__Set exercise__: Copy out each line in the material below that has the word "page".

══ Exercise material ══

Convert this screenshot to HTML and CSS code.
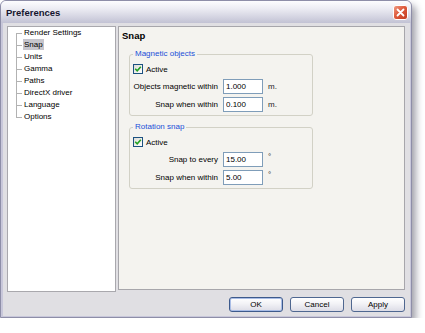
FILE: index.html
```html
<!DOCTYPE html>
<html>
<head>
    <meta charset="utf-8" />
    <link rel="stylesheet" href="styles.css">
    <title>Preferences</title>
</head>

<body>
    <div class="window">
        <div class="titlebar">
            <span class="title">Preferences</span>
            <span class="close">
                <svg width="15" height="15" viewBox="0 0 15 15">
                    <defs>
                        <linearGradient id="red" x1="0" y1="0" x2="1" y2="1">
                            <stop offset="0" stop-color="#f0a088" />
                            <stop offset="0.45" stop-color="#de5a3c" />
                            <stop offset="1" stop-color="#c03a20" />
                        </linearGradient>
                    </defs>
                    <rect x="0.5" y="0.5" width="14" height="14" rx="2.5" fill="url(#red)" stroke="#ffffff" />
                    <path d="M4.5 4.5 L10.5 10.5 M10.5 4.5 L4.5 10.5" stroke="#ffffff" stroke-width="1.8" stroke-linecap="round" />
                </svg>
            </span>
        </div>

        <div class="client">
            <div class="main">
                <ul class="tree">
                    <li><span>Render Settings</span></li>
                    <li class="selected"><span>Snap</span></li>
                    <li><span>Units</span></li>
                    <li><span>Gamma</span></li>
                    <li><span>Paths</span></li>
                    <li><span>DirectX driver</span></li>
                    <li><span>Language</span></li>
                    <li><span>Options</span></li>
                </ul>

                <div class="page">
                    <h2>Snap</h2>

                    <fieldset class="group">
                        <legend>Magnetic objects</legend>
                        <div class="check-row">
                            <span class="check">
                                <svg width="8" height="8" viewBox="0 0 8 8"><path d="M1.2 3.8 L3.2 5.8 L6.8 1.8" fill="none" stroke="#21a121" stroke-width="1.6" /></svg>
                            </span>
                            Active
                        </div>
                        <div class="fields">
                            <label for="mag">Objects magnetic within</label>
                            <input type="text" id="mag" value="1.000" />
                            <span class="unit">m.</span>
                            <label for="snapw">Snap when within</label>
                            <input type="text" id="snapw" value="0.100" />
                            <span class="unit">m.</span>
                        </div>
                    </fieldset>

                    <fieldset class="group group-second">
                        <legend>Rotation snap</legend>
                        <div class="check-row">
                            <span class="check">
                                <svg width="8" height="8" viewBox="0 0 8 8"><path d="M1.2 3.8 L3.2 5.8 L6.8 1.8" fill="none" stroke="#21a121" stroke-width="1.6" /></svg>
                            </span>
                            Active
                        </div>
                        <div class="fields">
                            <label for="every">Snap to every</label>
                            <input type="text" id="every" value="15.00" />
                            <span class="unit deg">°</span>
                            <label for="rotw">Snap when within</label>
                            <input type="text" id="rotw" value="5.00" />
                            <span class="unit deg">°</span>
                        </div>
                    </fieldset>
                </div>
            </div>

            <div class="buttons">
                <button type="button" class="button default">OK</button>
                <button type="button" class="button">Cancel</button>
                <button type="button" class="button">Apply</button>
            </div>
        </div>
    </div>
</body>
</html>
```

FILE: styles.css
```css
body {
    margin: 0;
    background: #ffffff;
    font-family: "Liberation Sans", Arial, sans-serif;
    font-size: 8px;
    color: #000000;
}

.window {
    width: 412px;
    height: 318px;
    box-sizing: border-box;
    display: flex;
    flex-direction: column;
    border: 1px solid #8e8ea8;
    border-radius: 6px 6px 0 0;
    background: #c8c7da;
    box-shadow: 4px 5px 7px rgba(50, 50, 70, 0.45);
}

.titlebar {
    flex: none;
    height: 22px;
    display: flex;
    align-items: center;
    justify-content: space-between;
    padding: 0 3px 0 5px;
    border-radius: 5px 5px 0 0;
    background: linear-gradient(#fdfdff, #ececf3 35%, #d6d6e3 70%, #c2c2d4);
}

.title {
    font-size: 9.5px;
    font-weight: bold;
    color: #15152e;
}

.close {
    display: flex;
    width: 15px;
    height: 15px;
}

.client {
    flex: 1;
    min-height: 0;
    display: flex;
    flex-direction: column;
    margin: 0 1px 1px 2px;
    padding: 3px 5px 4px 4px;
    background: #e0dfe3;
}

.main {
    flex: 1;
    min-height: 0;
    display: flex;
    gap: 2px;
}

/* tree on the left */
.tree {
    width: 109px;
    box-sizing: border-box;
    margin: 0;
    padding: 0;
    list-style: none;
    border: 1px solid #a9a8ad;
    background: #ffffff;
}

.tree li {
    position: relative;
    height: 12px;
    line-height: 12px;
    padding-left: 15px;
}

.tree li span {
    padding: 1px 1px;
}

.tree li::before {
    content: "";
    position: absolute;
    left: 8px;
    top: 6px;
    width: 6px;
    border-top: 1px solid #b2b2b2;
}

.tree li::after {
    content: "";
    position: absolute;
    left: 8px;
    top: 6px;
    height: 12px;
    border-left: 1px solid #b2b2b2;
}

.tree li:last-child::after {
    display: none;
}

.tree .selected span {
    background: #c6c5cc;
}

/* settings page */
.page {
    flex: 1;
    margin-bottom: 2px;
    padding: 3px;
    border: 1px solid #a7a6ab;
    background: #f4f3ef;
}

.page h2 {
    margin: 0;
    font-size: 9.5px;
    line-height: 12px;
    font-weight: bold;
}

.group {
    width: 184px;
    box-sizing: border-box;
    margin: 7px 0 0 7px;
    padding: 4px 3px 3px 3px;
    border: 1px solid #d2d1c6;
    border-radius: 3px;
}

.group-second {
    margin-top: 6px;
}

.group legend {
    padding: 0 2px;
    line-height: 10px;
    color: #1a4fd8;
}

.check-row {
    display: flex;
    align-items: center;
    gap: 3px;
    height: 12px;
}

.check {
    width: 10px;
    height: 10px;
    box-sizing: border-box;
    display: flex;
    align-items: center;
    justify-content: center;
    border: 1px solid #1c5180;
    background: linear-gradient(135deg, #dcdcd6, #ffffff);
}

.fields {
    display: grid;
    grid-template-columns: 85px 40px auto;
    column-gap: 5px;
    row-gap: 3px;
    align-items: center;
    margin-top: 4px;
}

.fields label {
    text-align: right;
    white-space: nowrap;
}

.fields input {
    width: 40px;
    height: 15px;
    box-sizing: border-box;
    margin: 0;
    padding: 0 2px;
    border: 1px solid #7f9db9;
    background: #ffffff;
    font-family: inherit;
    font-size: 8px;
    color: #000000;
}

.unit {
    color: #222222;
}

.deg {
    align-self: start;
    line-height: 10px;
}

/* bottom buttons */
.buttons {
    flex: none;
    display: flex;
    justify-content: flex-end;
    gap: 7px;
    margin-top: 5px;
}

.button {
    width: 54px;
    height: 15px;
    padding: 0;
    border: 1px solid #4f6790;
    border-radius: 3px;
    background: linear-gradient(#ffffff, #f2f2f6 45%, #dcdce6);
    font-family: inherit;
    font-size: 8px;
    color: #000000;
}

.default {
    border-color: #3d5a8c;
    box-shadow: inset 0 0 0 1px #a9bde6;
}
```
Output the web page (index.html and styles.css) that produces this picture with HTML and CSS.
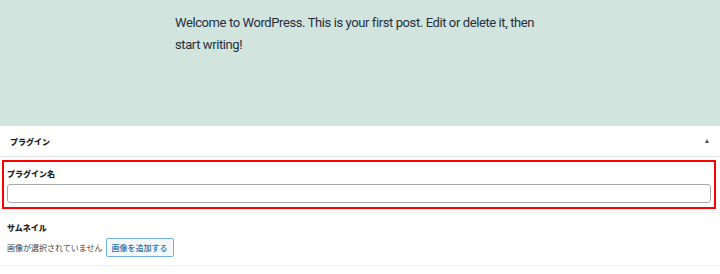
FILE: index.html
```html
<!DOCTYPE html>
<html lang="ja">
<head>
    <meta charset="UTF-8">
    <title>プラグイン</title>
    <link rel="stylesheet" href="styles.css">
</head>
<body>
    <div class="post-content">
        <p>Welcome to WordPress. This is your first post. Edit or delete it, then start writing!</p>
    </div>

    <div class="postbox">
        <div class="postbox-header">
            <h2>プラグイン</h2>
            <span class="toggle-arrow"></span>
        </div>
        <div class="field field-highlight">
            <label class="field-label" for="pluginName">プラグイン名</label>
            <input type="text" id="pluginName" class="field-input">
        </div>
        <div class="field field-thumb">
            <div class="field-label">サムネイル</div>
            <div class="thumb-row">
                <span class="thumb-empty">画像が選択されていません</span>
                <button class="button">画像を追加する</button>
            </div>
        </div>
    </div>
</body>
</html>
```

FILE: styles.css
```css
body {
    margin: 0;
    background: #fff;
    font-family: "Noto Sans CJK JP", sans-serif;
    color: #1d2327;
}
.post-content {
    background-color: #d1e4dd;
    height: 126px;
    padding: 12px 0 0 175px;
    box-sizing: border-box;
}
.post-content p {
    margin: 0;
    width: 380px;
    font-family: Roboto, "Liberation Sans", sans-serif;
    font-size: 13px;
    letter-spacing: -0.4px;
    line-height: 22px;
    color: #28303d;
}
.postbox {
    background: #fff;
}
.postbox-header {
    height: 30px;
    display: flex;
    align-items: center;
    justify-content: space-between;
    padding: 0 10px;
    border-bottom: 1px solid #e2e4e7;
}
.postbox-header h2 {
    margin: 0;
    font-size: 8px;
    font-weight: 900;
}
.toggle-arrow {
    width: 0;
    height: 0;
    border-left: 2.5px solid transparent;
    border-right: 2.5px solid transparent;
    border-bottom: 4px solid #50575e;
    margin-right: 1px;
}
.field-highlight {
    margin: 3px 4px 0 2px;
    border: 2px solid #f00;
    padding: 6px 3px 4px 3px;
}
.field-label {
    display: block;
    font-size: 8px;
    font-weight: 900;
    line-height: 12px;
    margin-bottom: 4px;
}
.field-input {
    display: block;
    width: 100%;
    box-sizing: border-box;
    height: 19px;
    border: 1px solid #a7aaad;
    border-radius: 3px;
    background: #fff;
    margin: 0;
}
.field-thumb {
    margin-top: 3px;
    border-top: 1px solid #f0f0f1;
    border-bottom: 1px solid #f0f0f1;
    padding: 9px 7px 8px;
}
.thumb-row {
    display: flex;
    align-items: center;
    gap: 3px;
}
.thumb-empty {
    font-size: 8px;
    color: #3c434a;
}
.button {
    font-family: "Noto Sans CJK JP", sans-serif;
    font-size: 8px;
    font-weight: 500;
    color: #2271b1;
    background: #f6f7f7;
    border: 1px solid #72aee6;
    border-radius: 2px;
    height: 19px;
    padding: 0 5px;
}
```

═══

__Answer to the problem__:
                <div class="page">
/* settings page */
.page {
.page h2 {
Output the web page (index.html and styles.css) that produces this picture with HTML and CSS.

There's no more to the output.